The input ::
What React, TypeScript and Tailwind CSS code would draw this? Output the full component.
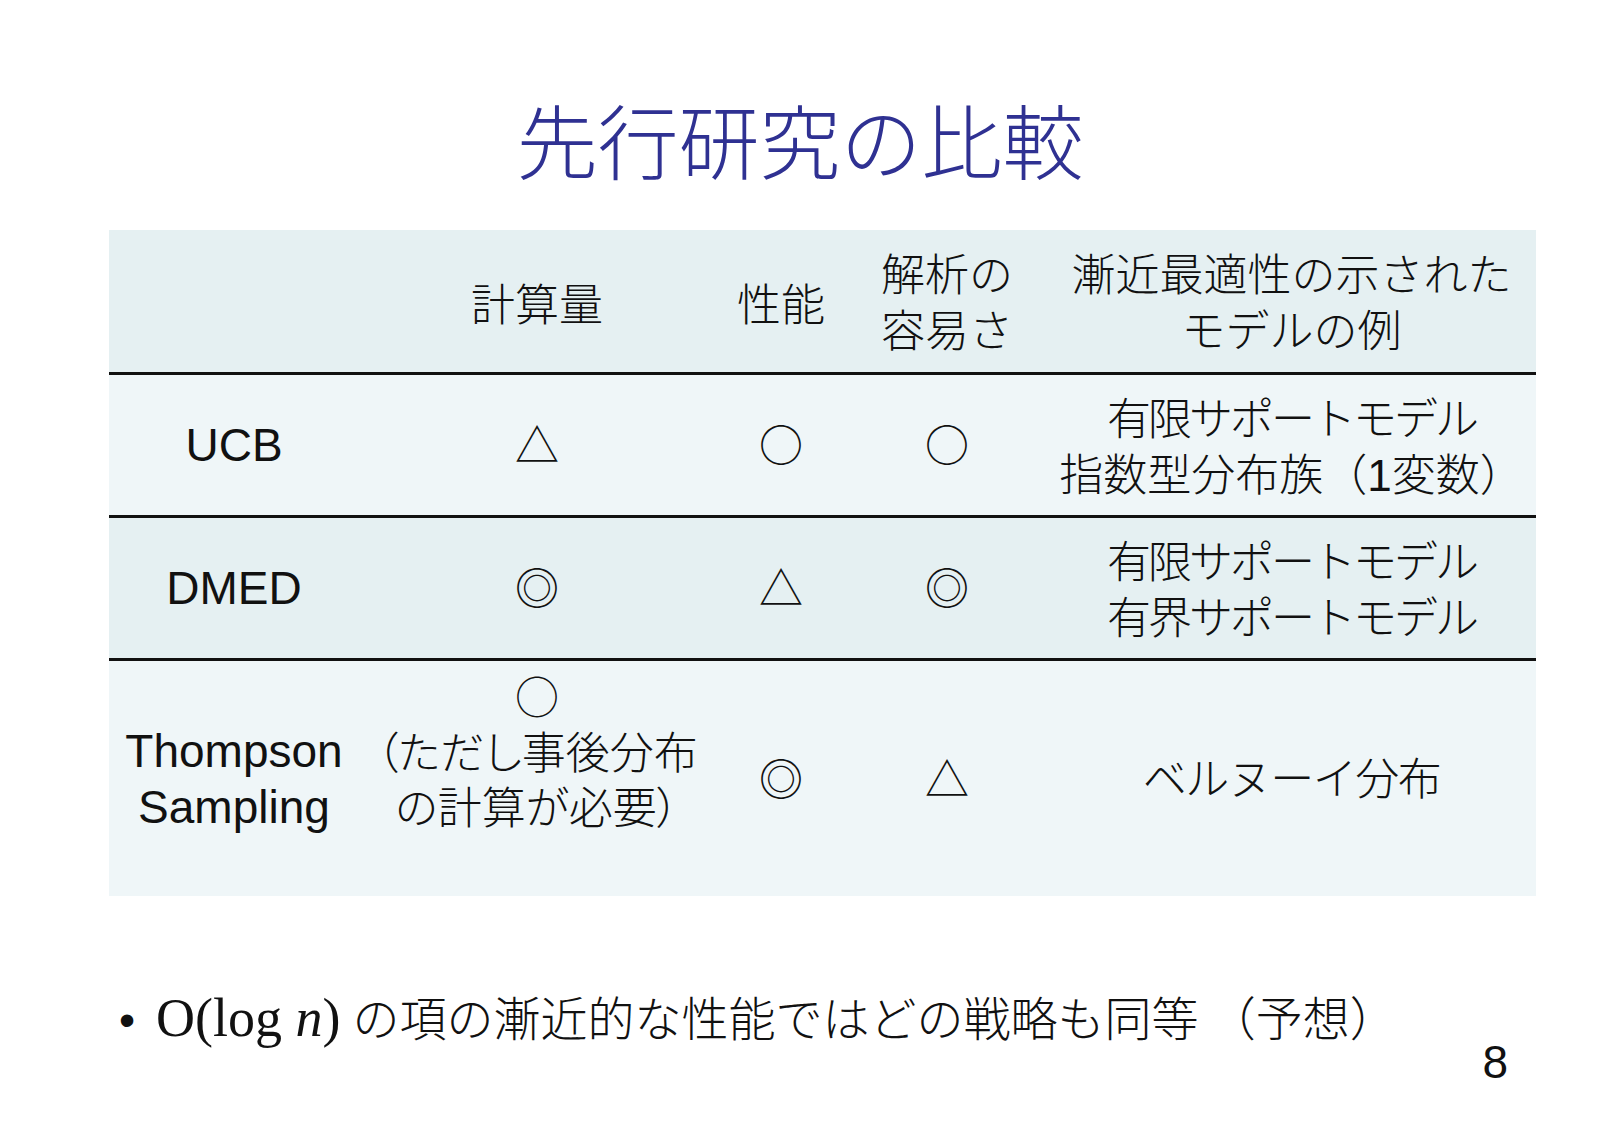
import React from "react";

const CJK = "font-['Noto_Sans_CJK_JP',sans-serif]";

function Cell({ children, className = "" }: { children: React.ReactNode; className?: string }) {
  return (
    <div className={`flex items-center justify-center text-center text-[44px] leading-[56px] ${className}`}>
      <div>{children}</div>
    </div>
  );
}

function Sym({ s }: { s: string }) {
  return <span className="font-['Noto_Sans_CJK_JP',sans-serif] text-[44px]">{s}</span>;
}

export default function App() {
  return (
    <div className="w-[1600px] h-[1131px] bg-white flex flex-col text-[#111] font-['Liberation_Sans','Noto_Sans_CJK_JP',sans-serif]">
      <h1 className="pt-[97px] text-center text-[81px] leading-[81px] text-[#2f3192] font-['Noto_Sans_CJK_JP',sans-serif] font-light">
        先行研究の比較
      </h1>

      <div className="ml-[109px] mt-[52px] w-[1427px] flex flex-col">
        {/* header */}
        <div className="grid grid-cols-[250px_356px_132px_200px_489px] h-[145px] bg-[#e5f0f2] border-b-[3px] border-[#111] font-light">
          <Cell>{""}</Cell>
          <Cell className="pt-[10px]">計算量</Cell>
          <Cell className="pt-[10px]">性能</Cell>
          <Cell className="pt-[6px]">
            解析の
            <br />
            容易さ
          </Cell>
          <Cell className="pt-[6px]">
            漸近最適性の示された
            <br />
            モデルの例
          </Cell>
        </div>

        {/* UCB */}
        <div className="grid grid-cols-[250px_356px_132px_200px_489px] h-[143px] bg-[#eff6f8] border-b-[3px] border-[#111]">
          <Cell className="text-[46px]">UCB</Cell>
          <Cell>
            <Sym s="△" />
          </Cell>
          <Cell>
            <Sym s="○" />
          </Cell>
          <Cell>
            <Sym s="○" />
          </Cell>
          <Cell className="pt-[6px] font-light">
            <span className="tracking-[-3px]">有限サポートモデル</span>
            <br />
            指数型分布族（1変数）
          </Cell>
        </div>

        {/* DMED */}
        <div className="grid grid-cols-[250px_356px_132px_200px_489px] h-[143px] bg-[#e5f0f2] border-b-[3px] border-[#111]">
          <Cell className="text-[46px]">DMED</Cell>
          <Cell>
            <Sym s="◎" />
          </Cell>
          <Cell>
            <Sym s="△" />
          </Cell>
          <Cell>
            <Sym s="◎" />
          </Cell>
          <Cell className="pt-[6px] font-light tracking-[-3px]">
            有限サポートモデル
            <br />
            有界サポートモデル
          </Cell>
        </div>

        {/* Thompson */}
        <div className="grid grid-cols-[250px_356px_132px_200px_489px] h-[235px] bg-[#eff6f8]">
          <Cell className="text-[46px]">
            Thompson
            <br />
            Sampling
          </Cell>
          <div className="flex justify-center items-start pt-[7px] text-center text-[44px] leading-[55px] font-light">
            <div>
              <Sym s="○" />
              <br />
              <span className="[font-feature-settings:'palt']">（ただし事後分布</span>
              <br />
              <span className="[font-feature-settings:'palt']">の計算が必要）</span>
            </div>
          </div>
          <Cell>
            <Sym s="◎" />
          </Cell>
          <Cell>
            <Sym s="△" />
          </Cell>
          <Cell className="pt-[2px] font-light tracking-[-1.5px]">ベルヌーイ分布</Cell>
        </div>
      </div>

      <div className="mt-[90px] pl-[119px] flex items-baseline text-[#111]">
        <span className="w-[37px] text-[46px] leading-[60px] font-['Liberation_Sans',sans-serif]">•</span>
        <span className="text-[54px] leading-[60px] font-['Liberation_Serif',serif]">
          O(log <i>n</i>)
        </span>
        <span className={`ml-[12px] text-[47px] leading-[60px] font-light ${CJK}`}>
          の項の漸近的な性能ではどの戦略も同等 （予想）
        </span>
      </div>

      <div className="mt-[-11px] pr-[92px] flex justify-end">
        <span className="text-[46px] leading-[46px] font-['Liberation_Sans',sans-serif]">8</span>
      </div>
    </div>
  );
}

---

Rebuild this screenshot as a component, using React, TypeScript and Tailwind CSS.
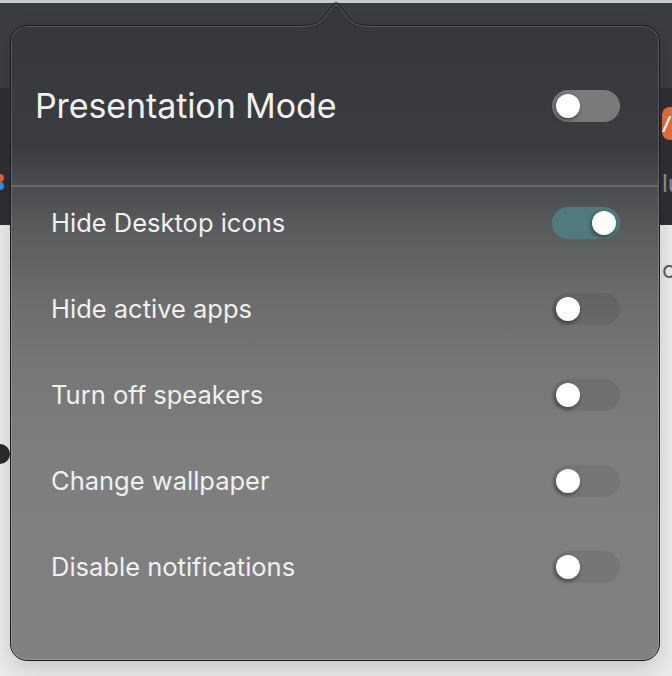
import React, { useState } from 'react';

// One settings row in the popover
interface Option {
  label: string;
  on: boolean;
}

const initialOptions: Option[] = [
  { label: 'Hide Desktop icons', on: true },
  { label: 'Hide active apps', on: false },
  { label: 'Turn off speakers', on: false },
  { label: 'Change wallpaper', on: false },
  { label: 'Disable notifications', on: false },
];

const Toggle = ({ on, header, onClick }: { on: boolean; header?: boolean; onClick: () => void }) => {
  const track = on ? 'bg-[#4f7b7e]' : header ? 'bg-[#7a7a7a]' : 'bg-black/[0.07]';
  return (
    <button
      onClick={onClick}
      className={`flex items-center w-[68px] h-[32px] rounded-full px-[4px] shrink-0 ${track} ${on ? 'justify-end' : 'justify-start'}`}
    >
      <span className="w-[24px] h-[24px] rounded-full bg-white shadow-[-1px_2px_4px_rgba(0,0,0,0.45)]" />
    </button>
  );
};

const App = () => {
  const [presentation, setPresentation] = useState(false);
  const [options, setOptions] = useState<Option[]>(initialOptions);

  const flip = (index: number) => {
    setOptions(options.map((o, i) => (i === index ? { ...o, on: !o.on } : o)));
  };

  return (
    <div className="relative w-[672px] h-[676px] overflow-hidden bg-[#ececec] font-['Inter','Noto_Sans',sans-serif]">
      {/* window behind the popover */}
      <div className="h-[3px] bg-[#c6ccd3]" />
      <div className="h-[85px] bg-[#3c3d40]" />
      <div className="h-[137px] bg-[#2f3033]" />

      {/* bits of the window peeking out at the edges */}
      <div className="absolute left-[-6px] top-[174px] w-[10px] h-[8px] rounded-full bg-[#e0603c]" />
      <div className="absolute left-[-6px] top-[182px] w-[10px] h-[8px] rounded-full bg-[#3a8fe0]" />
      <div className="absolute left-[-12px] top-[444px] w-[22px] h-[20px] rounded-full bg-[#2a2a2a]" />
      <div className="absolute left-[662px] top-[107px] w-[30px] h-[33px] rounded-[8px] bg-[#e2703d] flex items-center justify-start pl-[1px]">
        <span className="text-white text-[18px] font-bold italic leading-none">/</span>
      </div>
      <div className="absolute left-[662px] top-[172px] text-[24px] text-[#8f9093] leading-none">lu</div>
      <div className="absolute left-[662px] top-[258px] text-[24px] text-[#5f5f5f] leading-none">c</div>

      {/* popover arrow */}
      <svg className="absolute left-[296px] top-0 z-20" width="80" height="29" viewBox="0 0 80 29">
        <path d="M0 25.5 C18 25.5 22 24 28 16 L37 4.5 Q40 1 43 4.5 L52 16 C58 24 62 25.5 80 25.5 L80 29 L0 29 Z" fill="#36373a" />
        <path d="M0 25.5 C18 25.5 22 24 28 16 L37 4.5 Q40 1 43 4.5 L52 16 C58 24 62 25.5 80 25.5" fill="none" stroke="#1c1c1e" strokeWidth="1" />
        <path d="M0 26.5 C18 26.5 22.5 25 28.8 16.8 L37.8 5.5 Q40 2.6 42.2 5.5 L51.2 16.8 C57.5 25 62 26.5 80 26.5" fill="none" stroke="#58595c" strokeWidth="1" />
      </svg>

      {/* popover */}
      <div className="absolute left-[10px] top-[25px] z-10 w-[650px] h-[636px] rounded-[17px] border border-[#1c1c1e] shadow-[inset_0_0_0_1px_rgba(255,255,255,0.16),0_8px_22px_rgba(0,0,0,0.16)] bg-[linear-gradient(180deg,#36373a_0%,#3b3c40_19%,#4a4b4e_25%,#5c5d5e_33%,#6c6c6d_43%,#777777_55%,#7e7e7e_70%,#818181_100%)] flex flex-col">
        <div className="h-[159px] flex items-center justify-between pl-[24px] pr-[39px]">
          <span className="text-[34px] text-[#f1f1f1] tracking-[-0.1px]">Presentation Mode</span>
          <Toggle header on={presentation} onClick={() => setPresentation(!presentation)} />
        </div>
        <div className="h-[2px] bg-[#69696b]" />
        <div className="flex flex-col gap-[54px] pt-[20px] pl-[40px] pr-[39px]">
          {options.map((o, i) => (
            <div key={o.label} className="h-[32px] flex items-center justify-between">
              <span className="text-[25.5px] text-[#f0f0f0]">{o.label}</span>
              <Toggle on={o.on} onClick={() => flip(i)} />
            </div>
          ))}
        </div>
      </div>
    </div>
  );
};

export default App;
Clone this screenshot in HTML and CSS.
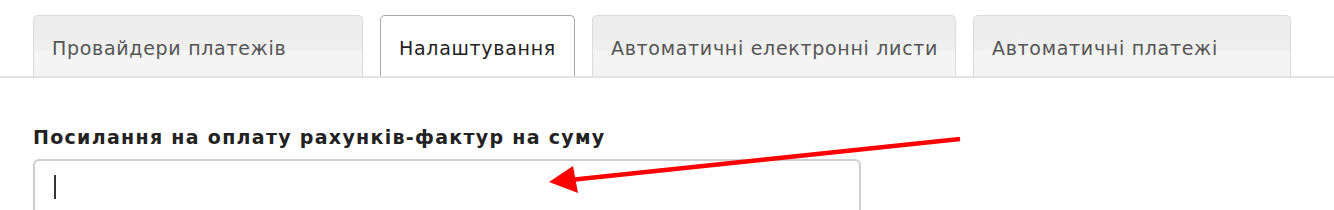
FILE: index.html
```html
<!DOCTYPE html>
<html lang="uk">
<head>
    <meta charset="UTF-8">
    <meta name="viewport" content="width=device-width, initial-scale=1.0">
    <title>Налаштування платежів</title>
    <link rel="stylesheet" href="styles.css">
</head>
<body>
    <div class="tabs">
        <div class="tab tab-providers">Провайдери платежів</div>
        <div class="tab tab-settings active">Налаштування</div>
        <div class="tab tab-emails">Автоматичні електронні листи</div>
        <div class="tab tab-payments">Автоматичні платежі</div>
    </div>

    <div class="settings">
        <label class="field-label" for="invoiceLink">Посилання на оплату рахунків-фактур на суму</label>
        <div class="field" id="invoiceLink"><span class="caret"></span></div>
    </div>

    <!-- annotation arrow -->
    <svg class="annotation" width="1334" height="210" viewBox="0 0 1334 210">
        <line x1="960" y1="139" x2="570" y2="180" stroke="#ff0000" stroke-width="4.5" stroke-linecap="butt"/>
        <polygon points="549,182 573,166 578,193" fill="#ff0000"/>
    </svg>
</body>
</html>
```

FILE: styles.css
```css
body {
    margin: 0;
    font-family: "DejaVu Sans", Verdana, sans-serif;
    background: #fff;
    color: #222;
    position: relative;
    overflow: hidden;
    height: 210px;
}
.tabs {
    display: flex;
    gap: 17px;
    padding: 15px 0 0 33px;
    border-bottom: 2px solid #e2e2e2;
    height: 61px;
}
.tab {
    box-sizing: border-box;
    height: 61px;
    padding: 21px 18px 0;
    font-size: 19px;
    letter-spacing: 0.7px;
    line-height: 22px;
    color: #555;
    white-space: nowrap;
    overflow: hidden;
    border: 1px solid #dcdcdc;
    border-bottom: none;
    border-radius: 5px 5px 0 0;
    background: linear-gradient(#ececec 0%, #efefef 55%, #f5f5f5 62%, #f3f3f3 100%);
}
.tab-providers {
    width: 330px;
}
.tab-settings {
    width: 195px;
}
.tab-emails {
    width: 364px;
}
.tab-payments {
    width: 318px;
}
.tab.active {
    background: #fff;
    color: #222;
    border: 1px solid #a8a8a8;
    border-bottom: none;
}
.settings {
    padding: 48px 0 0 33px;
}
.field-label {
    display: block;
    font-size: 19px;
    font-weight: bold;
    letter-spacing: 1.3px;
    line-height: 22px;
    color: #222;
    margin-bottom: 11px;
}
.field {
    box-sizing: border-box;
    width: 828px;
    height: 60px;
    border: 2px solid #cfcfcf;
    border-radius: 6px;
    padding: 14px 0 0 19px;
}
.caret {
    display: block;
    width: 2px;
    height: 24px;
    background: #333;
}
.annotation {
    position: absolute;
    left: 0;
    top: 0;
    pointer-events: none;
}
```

...

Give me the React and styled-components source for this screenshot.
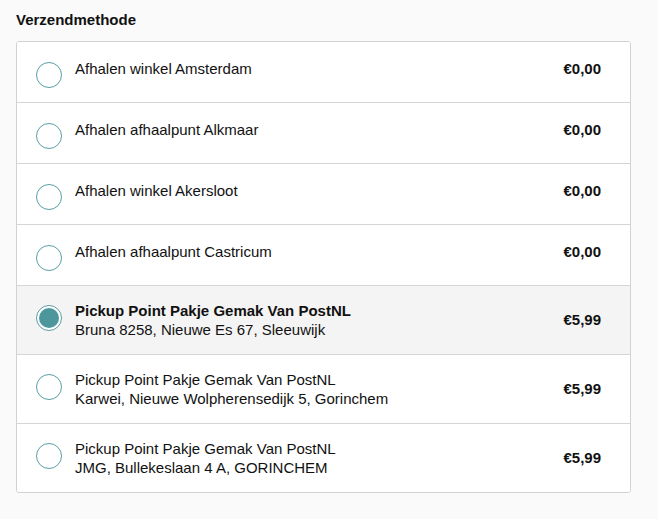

Work to be completed ::
Return each line where "full" shows up.

Result for this task ::
What React, TypeScript and Tailwind CSS code would draw this? Output the full component.
      className={`flex items-center w-[68px] h-[32px] rounded-full px-[4px] shrink-0 ${track} ${on ? 'justify-end' : 'justify-start'}`}
      <span className="w-[24px] h-[24px] rounded-full bg-white shadow-[-1px_2px_4px_rgba(0,0,0,0.45)]" />
      <div className="absolute left-[-6px] top-[174px] w-[10px] h-[8px] rounded-full bg-[#e0603c]" />
      <div className="absolute left-[-6px] top-[182px] w-[10px] h-[8px] rounded-full bg-[#3a8fe0]" />
      <div className="absolute left-[-12px] top-[444px] w-[22px] h-[20px] rounded-full bg-[#2a2a2a]" />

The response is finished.